La partition autographe de Haydn est perdue depuis 1803. De nos jours, on utilise une partition publiée à Vienne en 1800. La partition « la plus authentique », celle de la Tonkünstler-Societat, datant de 1799 et annotée par Haydn, se trouve à la bibliothèque nationale de Vienne. Il y a plusieurs autres copies du manuscrit, comme l'Estate, ou encore des éditions hybrides préparées par des experts au cours des deux derniers siècles.

Histoire du Livret

Le texte de La Création a une longue histoire. Ses trois sources sont la Genèse, le Livre des Psaumes et le poème épique de John Milton, Paradise Lost (Le Paradis perdu).
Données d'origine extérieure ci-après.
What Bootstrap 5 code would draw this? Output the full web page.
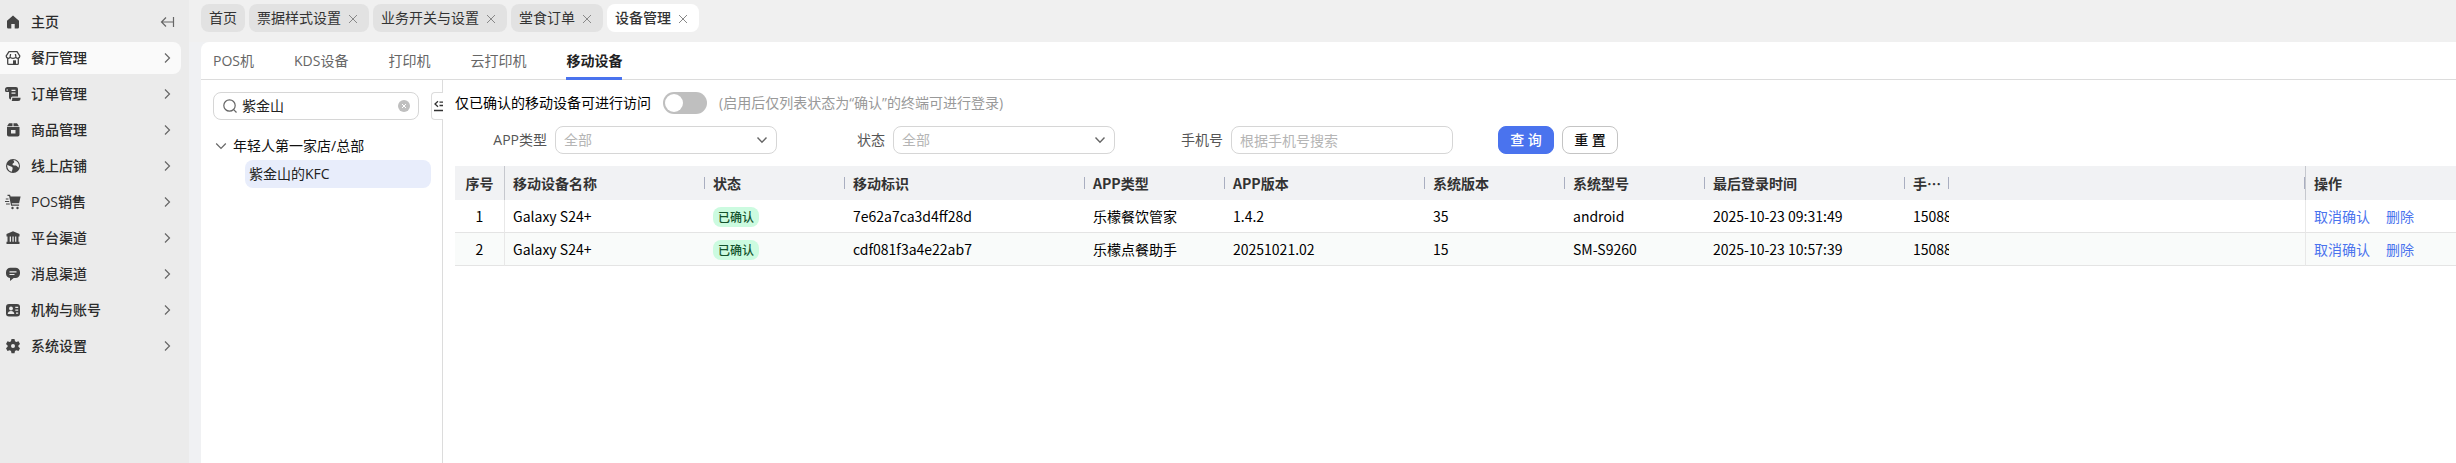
<!DOCTYPE html>
<html lang="zh-CN">
<head>
<meta charset="utf-8">
<meta name="viewport" content="width=device-width, initial-scale=1">
<title>设备管理</title>
<link rel="stylesheet" href="https://cdn.jsdelivr.net/npm/bootstrap@5.3.0/dist/css/bootstrap.min.css">
<style>
:root { --brand: #4a73ee; --line: #dcdcdc; }
body { font: 14px/20px "Open Sans", "Noto Sans CJK SC", sans-serif; color: #000; background: #f0f1f3; }
a { text-decoration: none; }
.side { width: 189px; flex: none; background: #ebebeb; padding-top: 6px; }
.side-link { height: 32px; gap: 10px; padding: 0 6px 0 5px; margin: 0 8px 4px 0; color: #2b2b2b; border-radius: 0 8px 8px 0; font-weight: 500; }
.side-link.active { background: #fafafa; }
.side-link svg { width: 16px; height: 16px; flex: none; fill: #444; }
.side-link .arrow, .ln { fill: none !important; stroke: #666; stroke-width: 1.2; }
.tabs-bar { background: #f0f0f0; height: 42px; padding: 4px 12px 0; gap: 4px; }
.page-tab { height: 28px; padding: 0 8px; gap: 6px; border-radius: 8px; background: #e2e2e2; color: #333; }
.page-tab a { color: inherit; }
.page-tab.active { background: #fff; font-weight: 500; }
.page-tab button { width: 14px; height: 20px; padding: 2px 0 0; border: 0; background: none; display: flex; align-items: center; justify-content: flex-start; }
.page-tab svg { width: 12px; height: 12px; stroke: #888; }
.panel { margin-left: 12px; background: #fff; border-top-left-radius: 8px; }
.sub-tabs { height: 37px; padding: 0 12px; gap: 40px; border-bottom: 1px solid var(--line); box-sizing: content-box; }
.sub-tabs a { color: #666; line-height: 38px; height: 38px; }
.sub-tabs a.active { color: #222; font-weight: 700; border-bottom: 3px solid var(--brand); border-radius: 2px 2px 0 0; }
.tree { width: 242px; flex: none; border-right: 1px solid var(--line); padding: 12px 11px 0 12px; }
.tree-top { gap: 12px; margin-right: -12px; }
.box { height: 28px; border: 1px solid #d6d6d6; border-radius: 8px; background-color: #fff; }
.find { width: 206px; padding: 0 8px; gap: 4px; }
.find input { border: 0; outline: 0; padding: 0; min-width: 0; flex: 1; color: #222; }
.plain { border: 0; background: none; padding: 0; display: flex; }
.fold { width: 12px; height: 28px; border: 1px solid #dcdcdc; border-right: 0; border-radius: 4px 0 0 4px; background: #fff; padding: 0 0 0 2px; display: flex; align-items: center; justify-content: flex-start; overflow: hidden; }
.fold svg { flex: none; }
.tree-row { height: 28px; color: #111; padding-left: 2px; gap: 6px; margin-top: 12px; }
.tree-leaf { display: block; margin-left: 32px; height: 28px; line-height: 28px; padding-left: 4px; border-radius: 8px; background: #e8edfb; color: #222; }
.content { min-width: 0; padding: 12px 0 0 12px; }
.toggle-row { gap: 12px; height: 22px; }
.toggle-row .form-switch { min-height: 0; margin: 0; padding: 0; display: flex; }
.form-switch .form-check-input { width: 44px; height: 22px; margin: 0; border: 0; background-color: #bfbfbf; 
  background-image: url("data:image/svg+xml,%3csvg xmlns='http://www.w3.org/2000/svg' viewBox='0 0 22 22'%3e%3ccircle cx='11' cy='11' r='9' fill='%23fff'/%3e%3c/svg%3e"); }
.filters { margin-top: 12px; height: 28px; }
.filters label { width: 92px; text-align: right; color: #555; }
.field { gap: 8px; margin-right: 16px; width: 322px; }
.field .box { width: 222px; padding: 0 8px; color: #b5b5b5; font-size: 14px; line-height: 20px; }
.field select.box { background-position: right 6px center; background-size: 16px; background-image: url("data:image/svg+xml,%3csvg xmlns='http://www.w3.org/2000/svg' viewBox='0 0 16 16'%3e%3cpath d='M3.5 5.5 8 10.2l4.500-4.700' fill='none' stroke='%23666' stroke-width='1.400'/%3e%3c/svg%3e"); }
.field input::placeholder { color: #b5b5b5; }
.actions { gap: 8px; margin-left: 29px; }
.btn-act { width: 56px; height: 28px; padding: 0; font-size: 14px; line-height: 20px; border-radius: 8px; font-weight: 500; }
.btn-query { background: var(--brand); border-color: var(--brand); color: #fff; }
.btn-reset { border-color: #c4c4c4; color: #111; background: #fff; }
.grid { font-family: "Noto Sans CJK SC", sans-serif; table-layout: fixed; width: 100%; margin-top: 12px; border-collapse: separate; border-spacing: 0; }
.grid th, .grid td { padding: 0 0 0 8px; white-space: nowrap; overflow: hidden; }
.grid th { height: 34px; background: #f1f2f4; color: #333; font-weight: 700; }
.grid td { height: 33px; border-bottom: 1px solid #e4e4e4; }
.grid tbody tr:nth-child(2) td { background: #f9fbfa; }
.grid th.sep { background: linear-gradient(#a9aec0, #a9aec0) right center / 1px 12px no-repeat #f1f2f4; }
.grid .first { text-align: center; padding: 0; border-right: 1px solid #e8e8e8; }
.grid .ops { border-left: 1px solid #e8e8e8; }
.grid th.first, .grid th.ops { border-color: #c6c8ce; }
.grid .ops a { color: var(--brand); margin-right: 16px; }
.state { display: inline-block; font-size: 12px; line-height: 20px; padding: 0 5px; border-radius: 8px; background: #ccfbe0; color: #14532d; vertical-align: middle; font-weight: 500; }
</style>
</head>
<body>
<div class="d-flex min-vh-100">
  <nav class="side">
    <a href="#" class="side-link d-flex align-items-center"><svg viewBox="0 0 16 16"><path d="M8 1.500 14 6.800V13.200a1.300 1.300 0 0 1-1.300 1.300H9.700V10H6.300v4.500h-3A1.300 1.300 0 0 1 2 13.200V6.800z"/></svg><span class="flex-grow-1">主页</span><svg class="arrow" viewBox="0 0 16 16"><path d="M14.500 3v10M14.500 8H3M7 3.500 2.500 8 7 12.500"/></svg></a>
    <a href="#" class="side-link active d-flex align-items-center"><svg viewBox="0 0 16 16"><path d="M4 1.700h8l2.800 4.300c0 2.700-3.300 3-3.900.9-.7 1.900-5.100 1.900-5.800 0C4.500 9 1.200 8.700 1.200 6zM5.100 6.800 5.600 4M10.900 6.800 10.400 4M2.700 8.500v5a.9.9 0 0 0 .9.900h8.800a.9.9 0 0 0 .9-.9v-5" fill="none" stroke="#444" stroke-width="1.300"/><path d="M8 10.300h3v4H8z"/></svg><span class="flex-grow-1">餐厅管理</span><svg class="arrow" viewBox="0 0 16 16"><path d="m6 3.500 4.500 4.500L6 12.500"/></svg></a>
    <a href="#" class="side-link d-flex align-items-center"><svg viewBox="0 0 16 16"><path fill-rule="evenodd" d="M2.500 1H11a2 2 0 0 1 2 2v7.500H7.500A1.500 1.500 0 0 0 6 12v1.500a2 2 0 0 1-2-2V6H1.500A1.500 1.500 0 0 1 0 4.500v-1A2.500 2.500 0 0 1 2.500 1zm4 2.800v1.200h4V3.800zm0 2.800v1.200h4V6.600zM1.500 3.500v1H3v-1zM7.200 11.700h8.300v.8a2.500 2.500 0 0 1-2.500 2.500H6.500c.7-.6.700-1.500.7-3.300z"/></svg><span class="flex-grow-1">订单管理</span><svg class="arrow" viewBox="0 0 16 16"><path d="m6 3.500 4.500 4.500L6 12.500"/></svg></a>
    <a href="#" class="side-link d-flex align-items-center"><svg viewBox="0 0 16 16"><path fill-rule="evenodd" d="M4 1.200h3.500v3H2zM8.500 1.200H12l2 3H8.500zM2 5h12.500v7.700a1.800 1.800 0 0 1-1.800 1.800H3.800A1.800 1.800 0 0 1 2 12.700zM6 8v3.500h4.500V8z"/></svg><span class="flex-grow-1">商品管理</span><svg class="arrow" viewBox="0 0 16 16"><path d="m6 3.500 4.500 4.500L6 12.500"/></svg></a>
    <a href="#" class="side-link d-flex align-items-center"><svg viewBox="0 0 16 16"><circle cx="8" cy="8" r="7"/><path fill="#ebebeb" d="M2.300 6.800c1.600 1.500 3.500 1.200 4.800 2.200 1.200 1 .2 2.500-.3 4.800A6 6 0 0 1 2.300 6.800zM8.500 2.100a6 6 0 0 1 5.300 7.300c-1.200.3-1.600-1.300-2.900-1.800-1-.4-2.600.3-3.300-.8-.7-1.200 1-1.500 1.500-2.300.5-.900-.7-1.500-.6-2.400z"/></svg><span class="flex-grow-1">线上店铺</span><svg class="arrow" viewBox="0 0 16 16"><path d="m6 3.500 4.500 4.500L6 12.500"/></svg></a>
    <a href="#" class="side-link d-flex align-items-center"><svg viewBox="0 0 16 16"><path d="M2.500.8H5l.6 1.700H15.600l-1.500 6.700H6.800l.3 1.300h7v1.200H6.100L4.100 2H2.500zM.8 4.500h2.700v1H.8zM0 7h4.200v1H0zM1 9.500h3.800v1H1z"/><circle cx="7.500" cy="14" r="1.200"/><circle cx="12.500" cy="14" r="1.200"/></svg><span class="flex-grow-1">POS销售</span><svg class="arrow" viewBox="0 0 16 16"><path d="m6 3.500 4.500 4.500L6 12.500"/></svg></a>
    <a href="#" class="side-link d-flex align-items-center"><svg viewBox="0 0 16 16"><path d="M8 1.200 14.500 4v2.500h-13V4zM2.500 6.500H4.700V12H2.500zM6 6.500h1.400V12H6zM8.700 6.500h1.400V12H8.700zM11.300 6.500h2.200V12h-2.200zM1.500 11.800h13v2.200h-13z"/></svg><span class="flex-grow-1">平台渠道</span><svg class="arrow" viewBox="0 0 16 16"><path d="m6 3.500 4.500 4.500L6 12.500"/></svg></a>
    <a href="#" class="side-link d-flex align-items-center"><svg viewBox="0 0 16 16"><path fill-rule="evenodd" d="M5.500 1.700h5a4.500 4.500 0 0 1 4.500 4.600v1.200a4.500 4.500 0 0 1-4.500 4.500H8.700L5 15v-3.100a4.500 4.500 0 0 1-4-4.400V6.300a4.500 4.500 0 0 1 4.500-4.600zM4.500 5.300v1.200h7V5.300zm0 2.600v1.200h5V7.900z"/></svg><span class="flex-grow-1">消息渠道</span><svg class="arrow" viewBox="0 0 16 16"><path d="m6 3.500 4.500 4.500L6 12.500"/></svg></a>
    <a href="#" class="side-link d-flex align-items-center"><svg viewBox="0 0 16 16"><rect x="1" y="2" width="14" height="12.500" rx="3"/><g fill="#ebebeb"><circle cx="6" cy="6.500" r="1.900"/><path d="M2.700 12c0-4 6.600-4 6.600 0zM10.300 4.800h2.900V6h-2.900zM10.300 7.500h2.900v1.200h-2.900zM11 10.500h2.200v1.300H11z"/></g></svg><span class="flex-grow-1">机构与账号</span><svg class="arrow" viewBox="0 0 16 16"><path d="m6 3.500 4.500 4.500L6 12.500"/></svg></a>
    <a href="#" class="side-link d-flex align-items-center"><svg viewBox="0 0 16 16"><path fill-rule="evenodd" d="M6.500 1h3l.5 2.200 1.300.8 2.200-.7 1.500 2.600L13.400 7.400v1.400l1.600 1.500-1.500 2.600-2.200-.7-1.300.8-.5 2.200h-3L6 13l-1.300-.8-2.200.7L1 10.300l1.600-1.500V7.400L1 5.900l1.500-2.600 2.200.7L6 3.200zM8 6a2 2 0 1 0 0 4 2 2 0 0 0 0-4z"/></svg><span class="flex-grow-1">系统设置</span><svg class="arrow" viewBox="0 0 16 16"><path d="m6 3.500 4.500 4.500L6 12.500"/></svg></a>
  </nav>

  <main class="flex-grow-1 d-flex flex-column" style="min-width:0">
    <div class="tabs-bar d-flex">
      <div class="page-tab d-flex align-items-center"><a href="#">首页</a></div>
      <div class="page-tab d-flex align-items-center"><a href="#">票据样式设置</a><button aria-label="关闭"><svg viewBox="0 0 12 12"><path d="m2 2 8 8M10 2l-8 8"/></svg></button></div>
      <div class="page-tab d-flex align-items-center"><a href="#">业务开关与设置</a><button aria-label="关闭"><svg viewBox="0 0 12 12"><path d="m2 2 8 8M10 2l-8 8"/></svg></button></div>
      <div class="page-tab d-flex align-items-center"><a href="#">堂食订单</a><button aria-label="关闭"><svg viewBox="0 0 12 12"><path d="m2 2 8 8M10 2l-8 8"/></svg></button></div>
      <div class="page-tab active d-flex align-items-center"><a href="#">设备管理</a><button aria-label="关闭"><svg viewBox="0 0 12 12"><path d="m2 2 8 8M10 2l-8 8"/></svg></button></div>
    </div>
    <div class="panel flex-grow-1 d-flex flex-column">
      <nav class="sub-tabs d-flex">
        <a href="#">POS机</a><a href="#">KDS设备</a><a href="#">打印机</a><a href="#">云打印机</a><a href="#" class="active">移动设备</a>
      </nav>
      <div class="flex-grow-1 d-flex">
        <aside class="tree">
          <div class="tree-top d-flex">
            <div class="box find d-flex align-items-center">
              <svg class="ln flex-shrink-0" width="16" height="16" viewBox="0 0 16 16"><circle cx="7.500" cy="7.500" r="5.700"/><path d="m11.700 11.700 2.800 2.800"/></svg>
              <input type="text" value="紫金山" aria-label="搜索门店">
              <button class="plain" aria-label="清除"><svg width="12" height="12" viewBox="0 0 12 12"><circle cx="6" cy="6" r="6" fill="#bfbfbf"/><path d="m4 4 4 4M8 4 4 8" stroke="#fff"/></svg></button>
            </div>
            <button class="fold" aria-label="收起"><svg width="12" height="12" viewBox="0 0 12 12" fill="none" stroke="#333" stroke-width="1.300"><path d="M4 1.200 1 4l3 2.800M5.500 2.200H12M5.500 5.500H12M0 10.500h12"/></svg></button>
          </div>
          <div class="tree-row d-flex align-items-center"><svg class="ln" width="12" height="12" viewBox="0 0 12 12"><path d="M1.200 3.500 6 8.500l4.800-5"/></svg><span>年轻人第一家店/总部</span></div>
          <a href="#" class="tree-leaf">紫金山的KFC</a>
        </aside>

        <section class="content flex-grow-1">
          <div class="toggle-row d-flex align-items-center">
            <label for="only">仅已确认的移动设备可进行访问</label>
            <div class="form-check form-switch"><input class="form-check-input" type="checkbox" role="switch" id="only"></div>
            <span style="color:#999">(启用后仅列表状态为“确认”的终端可进行登录)</span>
          </div>
          <form class="filters d-flex">
            <div class="field d-flex align-items-center"><label for="app">APP类型</label><select id="app" class="form-select box"><option>全部</option></select></div>
            <div class="field d-flex align-items-center"><label for="st">状态</label><select id="st" class="form-select box"><option>全部</option></select></div>
            <div class="field d-flex align-items-center"><label for="tel">手机号</label><input id="tel" type="text" class="form-control box" placeholder="根据手机号搜索"></div>
            <div class="actions d-flex"><button type="button" class="btn btn-act btn-query">查 询</button><button type="button" class="btn btn-act btn-reset">重 置</button></div>
          </form>
          <table class="grid">
            <colgroup><col style="width:50px"><col style="width:200px"><col style="width:140px"><col style="width:240px"><col style="width:140px"><col style="width:200px"><col style="width:140px"><col style="width:140px"><col style="width:200px"><col style="width:44px"><col><col style="width:151px"></colgroup>
            <thead><tr><th class="first">序号</th><th class="sep">移动设备名称</th><th class="sep">状态</th><th class="sep">移动标识</th><th class="sep">APP类型</th><th class="sep">APP版本</th><th class="sep">系统版本</th><th class="sep">系统型号</th><th class="sep">最后登录时间</th><th class="sep">手…</th><th class="sep"></th><th class="ops">操作</th></tr></thead>
            <tbody>
              <tr><td class="first">1</td><td>Galaxy S24+</td><td><span class="state">已确认</span></td><td>7e62a7ca3d4ff28d</td><td>乐檬餐饮管家</td><td>1.4.2</td><td>35</td><td>android</td><td>2025-10-23 09:31:49</td><td>15088</td><td></td><td class="ops"><a href="#">取消确认</a><a href="#">删除</a></td></tr>
              <tr><td class="first">2</td><td>Galaxy S24+</td><td><span class="state">已确认</span></td><td>cdf081f3a4e22ab7</td><td>乐檬点餐助手</td><td>20251021.02</td><td>15</td><td>SM-S9260</td><td>2025-10-23 10:57:39</td><td>15088</td><td></td><td class="ops"><a href="#">取消确认</a><a href="#">删除</a></td></tr>
            </tbody>
          </table>
        </section>
      </div>
    </div>
  </main>
</div>
<script src="https://cdn.jsdelivr.net/npm/bootstrap@5.3.0/dist/js/bootstrap.bundle.min.js"></script>
</body>
</html>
En 1795, lorsque Haydn quitta l'Angleterre, l'impresario Johann Peter Salomon (1745-1815), qui organisait ses concerts, lui fit parvenir un nouveau poème intitulé La Création du Monde. Ce manuscrit avait déjà été proposé à Haendel, mais le vieux maître n'avait pas travaillé dessus, car à cause de son style verbeux, l'exécution de l'oeuvre mise en musique aurait duré quatre heures. Le livret fut probablement transmis à Salomon par Thomas Linley père (1733-1795), un chef d'orchestre du Théâtre de Drury Lane qui dirigeait des oratorios. Linley pourrait être lui-même auteur du livret original en anglais, mais des experts tels qu’Edward Olleson, A. Peter Brown (lequel prépara une partition authentique particulièrement convaincante) et H. C. Robbins Landon, déclarent que l'auteur original reste anonyme.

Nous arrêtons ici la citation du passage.